Two types of panic — Only one is dangerous

In my work with senior leaders and scaling organisations, I've observed two distinct types of panic that emerge at inflection points in leadership growth.

Type 1: The Void of New Success

This is promising panic. You're operating at a new altitude, and your nervous system is adjusting. The team is performing. The results are there. You've delegated effectively and created real breathing room in your week. But something feels unsettling — not because something is wrong, but because it's unfamiliar.

This panic asks: "Can I really sustain this? Do I deserve this level of trust? What if it all unravels? Maybe I’m coasting, what else can I do?"

Type 2: Stress from strategic uncertainty

This is warning panic. You've hit the milestones, but something in the engine is misfiring. You're leading from obligation rather than conviction. The results look credible on paper, but you're privately questioning whether the direction is right — or whether the cost of getting there is one you can keep paying.

This panic asks: "Is this actually working? What am I missing? How long can I sustain this pace? Was the fluke, I’m not sure what’s next?"

The distinction matters enormously for leaders.
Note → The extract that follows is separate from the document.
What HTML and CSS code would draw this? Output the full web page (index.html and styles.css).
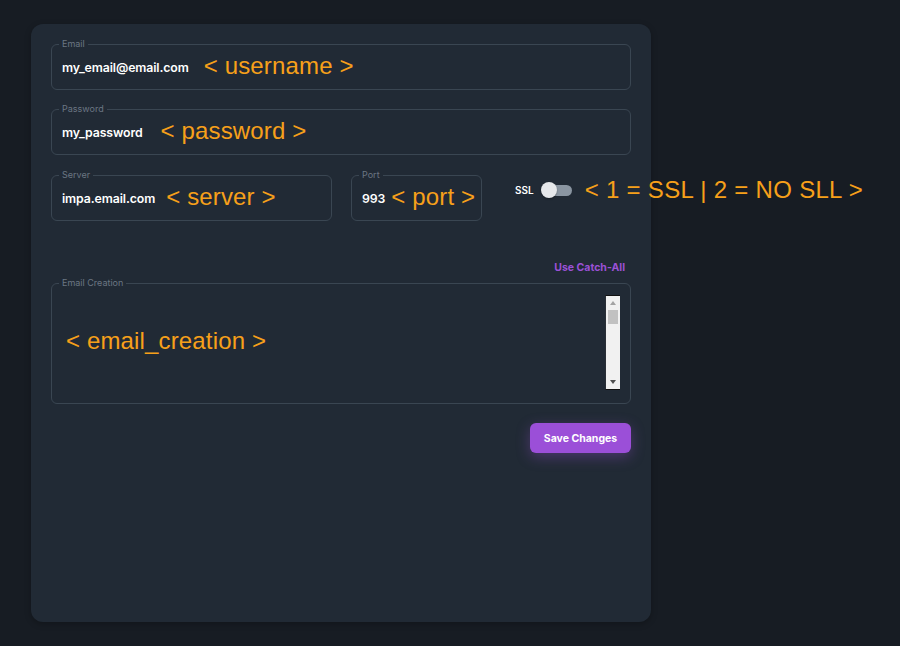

Type 1 requires anchoring and integration — permission to inhabit your success without bracing for it to collapse or sabotaging the new reality. Type 2 requires honest strategic recalibration — not harder work, but better-directed work.

Confusing the two is where high performers get stuck. They treat Type 1 discomfort as a Type 2 warning and find themselves manufacturing urgency just to feel useful again.

The integration gap nobody talks about

Most leadership development frameworks focus on external metrics: targets, team performance, operational efficiency, stakeholder management. These matter. But there's a critical gap between achieving milestones and genuinely integrating them as your new baseline.

I call this the Integration Gap — the space between where your results have arrived and where your nervous system believes you belong.

When this gap isn't addressed, accomplished leaders unconsciously self-sabotage. They create unnecessary crises. They micromanage high-performing teams. They pivot strategies that are working. They pile new initiatives onto an already full agenda to fill the white space they've just earned. They work harder even when results suggest they could work less. Anything to return to the familiar discomfort they've mastered.

The leadership looks impressive from the outside. But from the inside, it's exhausting — and eventually, it's unsustainable.

The framework: Strategy meets nervous system

Breaking this pattern requires a dual approach that most leadership development and executive coaching overlooks. You need both strategic clarity and the nervous system capacity to hold your next level of success.

Strategic foundation:

Clear leadership positioning + compelling narrative + organisational relevance × consistent, intentional action = sustainable, high-impact leadership

This is the external framework. It's about building a leadership model that doesn't require you to be "on" 24/7. It's about creating high-trust teams who operate brilliantly without constant oversight. It's about making decisions from spaciousness rather than survival mode — which, not coincidentally, is when your best thinking happens.

Nervous system capacity:

Knowledge + Belief + Implementation = Integration

This is the internal work. You can know your leadership approach is sound — the team performance proves it, the results confirm it, the feedback validates it. But if you don't believe you can sustain it without reverting to old patterns, your nervous system will pull you back to what feels safe.

Collapsing the time between knowing and believing is where the real leadership growth happens. It's where you shift from performing excellent leadership to embodying it.

What integration actually looks like

Integration isn't passive. It's not about affirmations or positive thinking. It's about active recalibration of your identity as a leader.

When a senior leader moves from managing a team of five to leading a department of fifty, they're not just managing more complexity — they're embodying a different version of themselves. One who delegates rather than controls. One who thinks in systems rather than tasks. One who makes decisions from calm rather than from the familiar pressure of crisis.

When a manager finally takes a week of leave and returns to a team that handled everything beautifully, they're not just enjoying a holiday — they're proving to their nervous system that their leadership works without constant intervention. That's when integration happens. That's when the new highway gets built.

The wobble I experienced in Morocco? That was my nervous system testing whether the new reality was real. The 2am spirals weren't failures — they were invitations to consciously choose the new pattern over the old one. To stay, rather than retreat.

The choice point

If you're reading this and recognising yourself — whether in Type 1 or Type 2 — you're at a choice point.

You can let the discomfort pull you back to familiar hustle, to the urgency that feels productive but quietly burns through your best people, your best thinking, and eventually, your best self. Many leaders build impressive careers this way — and spend the whole time wondering why achievement doesn't feel the way they expected.

Or you can lean into the discomfort and anchor into your new normal. Build the strategic clarity and the internal capacity to lead at your next level without self-destructing.

The question is never really whether you can reach the next milestone. Leaders reading this almost always know how to do that.

The real question is: when you get there, will you let yourself stay?